Look through the data below and output, unchanged, every line from the one holding "Rebuild this screenshot" through the one holding "string; value: string;", inclusive. Skip the pictures.

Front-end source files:
● ● ● ● ● ● ●
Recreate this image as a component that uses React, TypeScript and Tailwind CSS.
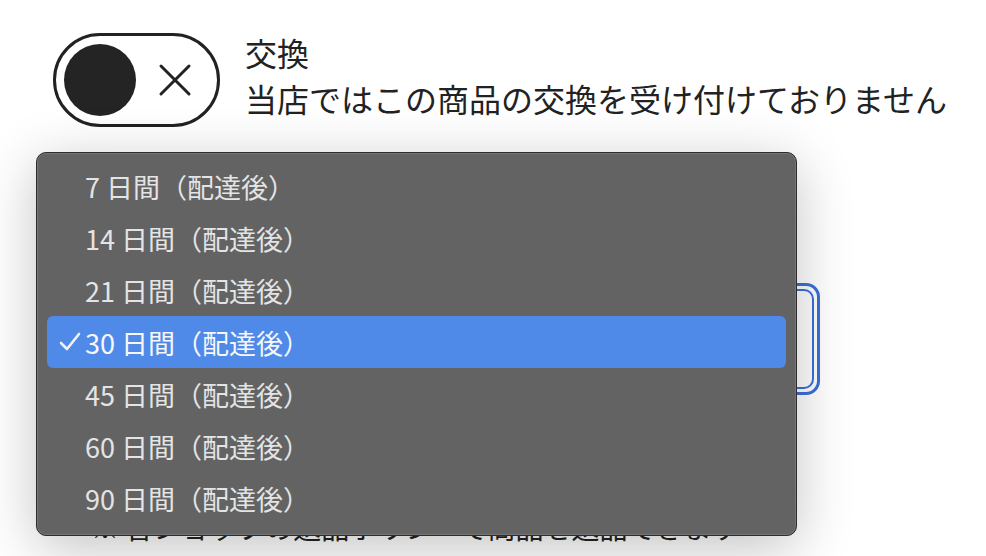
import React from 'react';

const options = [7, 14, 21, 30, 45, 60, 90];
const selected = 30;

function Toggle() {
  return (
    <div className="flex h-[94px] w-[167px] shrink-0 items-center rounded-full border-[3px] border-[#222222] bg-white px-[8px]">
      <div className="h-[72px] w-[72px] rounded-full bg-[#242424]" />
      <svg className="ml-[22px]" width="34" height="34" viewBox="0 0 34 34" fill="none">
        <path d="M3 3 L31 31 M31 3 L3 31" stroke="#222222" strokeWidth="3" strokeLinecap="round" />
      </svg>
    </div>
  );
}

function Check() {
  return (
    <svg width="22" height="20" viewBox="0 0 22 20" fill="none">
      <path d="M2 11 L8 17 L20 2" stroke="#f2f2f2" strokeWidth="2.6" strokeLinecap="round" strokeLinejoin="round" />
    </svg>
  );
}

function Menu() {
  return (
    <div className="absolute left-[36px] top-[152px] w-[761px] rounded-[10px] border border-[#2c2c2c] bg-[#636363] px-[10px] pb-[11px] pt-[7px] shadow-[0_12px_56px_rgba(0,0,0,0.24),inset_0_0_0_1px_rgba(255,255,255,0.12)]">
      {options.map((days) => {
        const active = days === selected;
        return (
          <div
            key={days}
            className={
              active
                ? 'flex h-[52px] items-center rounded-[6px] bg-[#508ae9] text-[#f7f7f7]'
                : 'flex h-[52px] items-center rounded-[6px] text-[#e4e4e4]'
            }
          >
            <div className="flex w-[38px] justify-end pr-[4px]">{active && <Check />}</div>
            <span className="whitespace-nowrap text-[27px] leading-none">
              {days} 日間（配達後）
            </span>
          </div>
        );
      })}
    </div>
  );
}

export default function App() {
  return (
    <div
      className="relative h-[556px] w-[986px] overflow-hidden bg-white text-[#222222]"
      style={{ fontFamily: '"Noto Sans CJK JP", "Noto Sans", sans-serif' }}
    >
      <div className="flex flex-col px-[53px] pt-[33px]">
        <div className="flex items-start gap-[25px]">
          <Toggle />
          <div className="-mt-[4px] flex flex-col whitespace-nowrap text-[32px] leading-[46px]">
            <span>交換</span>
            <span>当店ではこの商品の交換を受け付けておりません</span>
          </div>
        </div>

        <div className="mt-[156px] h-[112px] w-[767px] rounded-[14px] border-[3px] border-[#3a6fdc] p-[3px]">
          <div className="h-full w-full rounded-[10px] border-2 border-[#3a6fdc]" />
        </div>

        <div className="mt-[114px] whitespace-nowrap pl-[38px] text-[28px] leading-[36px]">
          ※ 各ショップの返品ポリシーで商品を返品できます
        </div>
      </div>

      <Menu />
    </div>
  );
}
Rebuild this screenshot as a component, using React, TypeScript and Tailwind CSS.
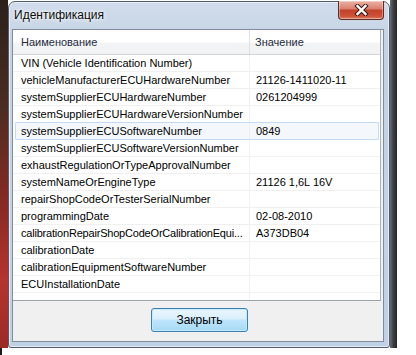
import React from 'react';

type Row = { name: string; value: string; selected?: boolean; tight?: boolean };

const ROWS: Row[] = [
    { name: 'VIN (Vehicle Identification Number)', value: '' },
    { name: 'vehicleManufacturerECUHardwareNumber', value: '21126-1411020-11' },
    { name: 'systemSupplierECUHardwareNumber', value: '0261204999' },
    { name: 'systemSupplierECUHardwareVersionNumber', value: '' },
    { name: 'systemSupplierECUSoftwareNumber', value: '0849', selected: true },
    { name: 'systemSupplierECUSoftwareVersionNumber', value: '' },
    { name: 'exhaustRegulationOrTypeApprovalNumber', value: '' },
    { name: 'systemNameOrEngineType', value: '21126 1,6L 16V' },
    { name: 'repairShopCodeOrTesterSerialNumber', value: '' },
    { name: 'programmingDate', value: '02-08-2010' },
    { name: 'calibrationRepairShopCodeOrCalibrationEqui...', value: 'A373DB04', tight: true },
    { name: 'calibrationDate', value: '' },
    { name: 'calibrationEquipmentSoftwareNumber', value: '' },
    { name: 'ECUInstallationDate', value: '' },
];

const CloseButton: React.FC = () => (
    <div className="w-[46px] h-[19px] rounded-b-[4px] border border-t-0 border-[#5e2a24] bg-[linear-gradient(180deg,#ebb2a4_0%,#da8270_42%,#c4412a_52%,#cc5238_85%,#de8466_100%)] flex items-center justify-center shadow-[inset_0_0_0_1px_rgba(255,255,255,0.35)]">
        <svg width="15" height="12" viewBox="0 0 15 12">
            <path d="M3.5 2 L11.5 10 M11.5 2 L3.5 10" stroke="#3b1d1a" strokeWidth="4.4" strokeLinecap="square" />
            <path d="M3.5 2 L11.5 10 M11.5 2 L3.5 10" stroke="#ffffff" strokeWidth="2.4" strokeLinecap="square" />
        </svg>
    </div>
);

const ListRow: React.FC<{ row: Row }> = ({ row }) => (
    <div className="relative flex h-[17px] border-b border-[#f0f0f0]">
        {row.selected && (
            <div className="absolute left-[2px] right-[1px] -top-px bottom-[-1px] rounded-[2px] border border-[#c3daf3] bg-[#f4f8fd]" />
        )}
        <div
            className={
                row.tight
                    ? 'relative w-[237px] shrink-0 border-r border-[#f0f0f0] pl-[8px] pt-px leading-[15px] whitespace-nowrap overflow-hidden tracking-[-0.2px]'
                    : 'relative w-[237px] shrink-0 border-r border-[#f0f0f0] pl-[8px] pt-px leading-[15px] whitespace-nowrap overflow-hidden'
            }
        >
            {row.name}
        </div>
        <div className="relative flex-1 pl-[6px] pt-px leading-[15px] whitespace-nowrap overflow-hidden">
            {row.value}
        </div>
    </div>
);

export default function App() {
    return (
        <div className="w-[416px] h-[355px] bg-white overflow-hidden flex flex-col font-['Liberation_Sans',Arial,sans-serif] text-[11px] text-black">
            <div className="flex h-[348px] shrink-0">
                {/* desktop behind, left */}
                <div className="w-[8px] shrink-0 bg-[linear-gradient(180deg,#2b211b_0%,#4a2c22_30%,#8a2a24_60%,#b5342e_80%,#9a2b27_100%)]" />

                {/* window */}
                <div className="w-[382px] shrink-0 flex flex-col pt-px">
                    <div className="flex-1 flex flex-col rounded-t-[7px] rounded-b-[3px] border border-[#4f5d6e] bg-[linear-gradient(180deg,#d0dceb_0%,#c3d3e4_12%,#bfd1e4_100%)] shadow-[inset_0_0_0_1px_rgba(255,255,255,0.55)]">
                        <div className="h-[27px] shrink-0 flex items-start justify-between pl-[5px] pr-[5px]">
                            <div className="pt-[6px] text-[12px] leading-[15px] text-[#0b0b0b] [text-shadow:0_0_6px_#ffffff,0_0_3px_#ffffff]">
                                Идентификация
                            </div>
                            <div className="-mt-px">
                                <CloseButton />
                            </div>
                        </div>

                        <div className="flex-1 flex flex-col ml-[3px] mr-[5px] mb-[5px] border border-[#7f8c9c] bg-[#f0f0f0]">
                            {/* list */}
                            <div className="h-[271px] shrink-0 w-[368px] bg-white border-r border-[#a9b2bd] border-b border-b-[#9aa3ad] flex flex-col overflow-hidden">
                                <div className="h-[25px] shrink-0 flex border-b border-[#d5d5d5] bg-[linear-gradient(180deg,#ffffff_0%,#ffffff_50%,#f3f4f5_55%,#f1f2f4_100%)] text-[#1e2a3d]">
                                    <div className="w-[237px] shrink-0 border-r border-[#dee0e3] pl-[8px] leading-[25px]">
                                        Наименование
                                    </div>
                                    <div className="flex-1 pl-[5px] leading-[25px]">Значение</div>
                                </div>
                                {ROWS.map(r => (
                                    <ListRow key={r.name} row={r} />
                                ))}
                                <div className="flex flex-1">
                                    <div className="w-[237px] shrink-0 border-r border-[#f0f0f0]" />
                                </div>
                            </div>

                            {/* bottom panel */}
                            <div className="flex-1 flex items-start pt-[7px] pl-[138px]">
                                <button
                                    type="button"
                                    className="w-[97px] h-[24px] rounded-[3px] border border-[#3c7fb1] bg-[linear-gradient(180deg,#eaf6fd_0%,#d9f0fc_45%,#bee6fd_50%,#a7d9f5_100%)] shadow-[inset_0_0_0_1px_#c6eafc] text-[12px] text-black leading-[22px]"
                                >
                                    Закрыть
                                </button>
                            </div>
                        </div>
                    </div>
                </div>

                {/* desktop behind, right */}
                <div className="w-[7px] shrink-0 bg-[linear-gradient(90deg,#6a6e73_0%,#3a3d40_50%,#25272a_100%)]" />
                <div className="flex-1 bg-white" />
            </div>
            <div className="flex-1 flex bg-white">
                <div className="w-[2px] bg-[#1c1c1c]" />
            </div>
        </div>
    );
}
● ● ● ● ● ● ●
Solution to this exercise:
Rebuild this screenshot as a component, using React, TypeScript and Tailwind CSS.
import React from 'react';

type Row = { name: string; value: string; selected?: boolean; tight?: boolean };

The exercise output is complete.